I picked a bag of the leaves in Yorkshire, in my mother-in-law’s garden. Wild garlic spreads like crazy, especially in damp shade, and it’s considered a weed when found in gardens. I also dug two clumps and their accompanying soil up, and put them in pots in my own garden. I’m not going to plant them in the ground, because I have a feeling that if I follow my garlicky instincts, in a couple of years I may end up with an all-garlic garden, which isn’t a good look.
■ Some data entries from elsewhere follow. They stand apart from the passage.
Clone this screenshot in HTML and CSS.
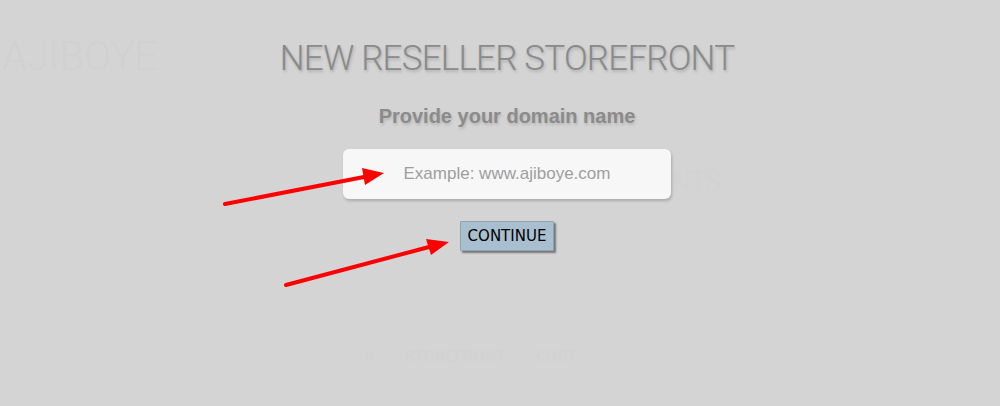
FILE: index.html
```html
<!DOCTYPE html>
<html>
<head>
<meta charset="utf-8">
<link rel="stylesheet" href="styles.css">
</head>
<body>
<div class="backdrop">
  <div class="ghost ghost-brand">AJIBOYE</div>
  <div class="ghost ghost-nts">NTS</div>
  <div class="ghost ghost-cost"><span>A</span><span>STOREFRONT</span><span>COST</span></div>
</div>
<main class="modal">
  <h1 class="title">NEW RESELLER STOREFRONT</h1>
  <p class="subtitle">Provide your domain name</p>
  <input class="domain" type="text" placeholder="Example: www.ajiboye.com">
  <button class="continue">CONTINUE</button>
</main>
<svg class="arrows" width="1000" height="406" viewBox="0 0 1000 406">
  <line x1="225" y1="204" x2="364" y2="177" stroke="#ff0000" stroke-width="4" stroke-linecap="round"/>
  <polygon points="384,173 365,185 362,168" fill="#ff0000"/>
  <line x1="286" y1="285" x2="429" y2="247" stroke="#ff0000" stroke-width="4" stroke-linecap="round"/>
  <polygon points="449,242 431,255 426,239" fill="#ff0000"/>
</svg>
</body>
</html>
```

FILE: styles.css
```css
html, body {
  margin: 0;
  padding: 0;
  width: 1000px;
  height: 406px;
  overflow: hidden;
  background: #d4d4d4;
}

.backdrop {
  position: absolute;
  inset: 0;
}

.ghost {
  position: absolute;
  color: #d1d1d1;
  font-family: "Roboto", "Liberation Sans", sans-serif;
  font-weight: 300;
}

.ghost-brand {
  left: 2px;
  top: 33px;
  font-size: 40px;
}

.ghost-nts {
  left: 672px;
  top: 166px;
  font-size: 26px;
  color: #d2d2d2;
}

.ghost-cost {
  left: 364px;
  top: 347px;
  font-size: 16px;
  font-weight: 700;
  display: flex;
  gap: 30px;
  color: #d2d2d2;
}

.modal {
  position: relative;
  display: flex;
  flex-direction: column;
  align-items: center;
  padding-top: 38px;
  padding-left: 14px;
}

.title {
  margin: 0;
  font-family: "Roboto", "Liberation Sans", sans-serif;
  font-weight: 300;
  font-size: 35px;
  line-height: 42px;
  letter-spacing: -0.8px;
  color: #8a8a8a;
  text-shadow: 1px 2px 3px rgba(0, 0, 0, 0.18);
}

.subtitle {
  margin: 25px 0 0;
  font-family: "Liberation Sans", Arial, sans-serif;
  font-weight: 700;
  font-size: 20px;
  line-height: 22px;
  color: #8b8b8b;
  text-shadow: 1px 2px 3px rgba(0, 0, 0, 0.15);
}

.domain {
  margin-top: 22px;
  width: 328px;
  height: 50px;
  box-sizing: border-box;
  border: none;
  border-radius: 6px;
  background: #f7f7f7;
  box-shadow: 1px 2px 3px rgba(0, 0, 0, 0.2);
  text-align: center;
  font-family: "Liberation Sans", Arial, sans-serif;
  font-size: 17px;
  color: #555;
  outline: none;
}

.domain::placeholder {
  color: #9e9e9e;
}

.continue {
  margin-top: 22px;
  width: 94px;
  height: 30px;
  padding: 0;
  background: #a8bfd0;
  border: 1px solid #8fa3b2;
  border-radius: 1px;
  box-shadow: 2px 2px 2px rgba(0, 0, 0, 0.45);
  font-family: "DejaVu Sans", "Liberation Sans", sans-serif;
  font-size: 15px;
  letter-spacing: 0;
  color: #000;
}

.arrows {
  position: absolute;
  left: 0;
  top: 0;
}
```
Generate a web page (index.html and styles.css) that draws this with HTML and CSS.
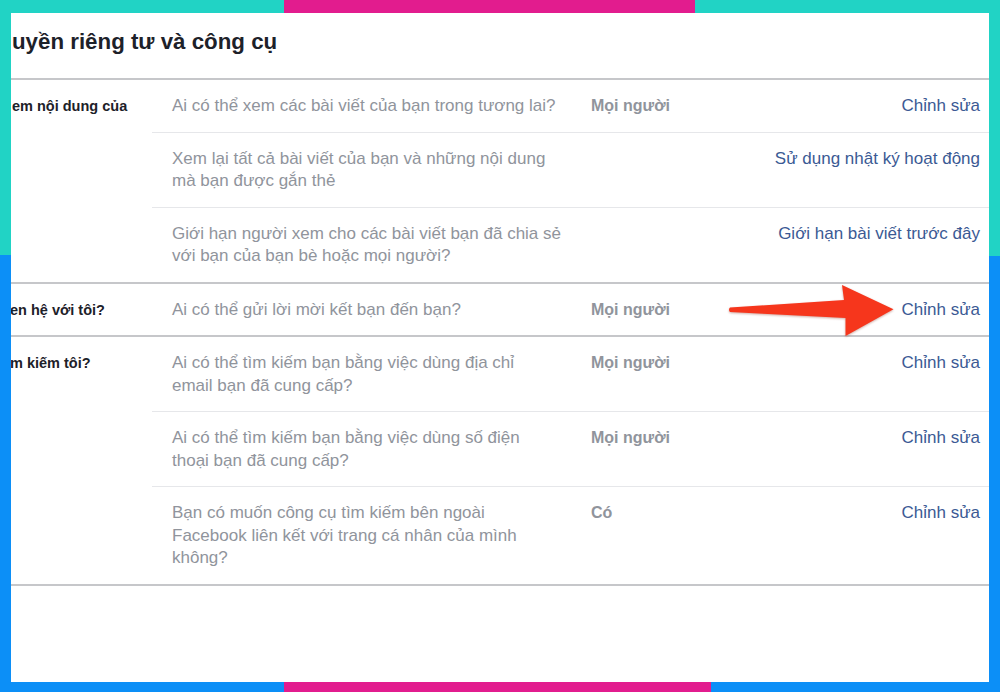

Try the leaves in a salad to taste them at their freshest. They’ll also cook beautifully in the same way as spinach (as in the side-dish I prepared to accompany this chicken – saute mushrooms in butter, and add the leaves towards the end, stirring until wilted, then add lemon juice, cayenne pepper and salt), but I think I’ve found the perfect application for them in this chicken and pancetta parcel. I’m very, very pleased with this recipe – if you can get your hands on any wild garlic, give it a try.

You’ll need (per person):

1 chicken breast fillet
5 slices pancetta
1 handful fresh wild garlic leaves
Pepper
1 knob butter

Lay the slices of pancetta out in a rectangle on a piece of greaseproof paper. The slices should overlap so there are no gaps. Lay the wild garlic leaves all over the top, then place the chicken breast on top of that. Grind pepper all over the chicken (you don’t need any salt; the pancetta will be salty enough on its own) and use the greaseproof paper to wrap the pancetta and garlic leaves around the chicken, as if you were rolling a Swiss roll. Use toothpicks to secure the ends of the pancetta.

Melt the butter in a heavy-bottomed, non-stick pan, and when it starts to bubble, saute the wrapped fillets for eight minutes each side. (Start by cooking the presentation side – the one without toothpicks – first.) Garnish with some wilted leaves and pour over the pan juices.

I served the chicken with roast new potatoes, the mushrooms and garlic leaves described above, and a bottle of Pouilly Fuisse. Delicious.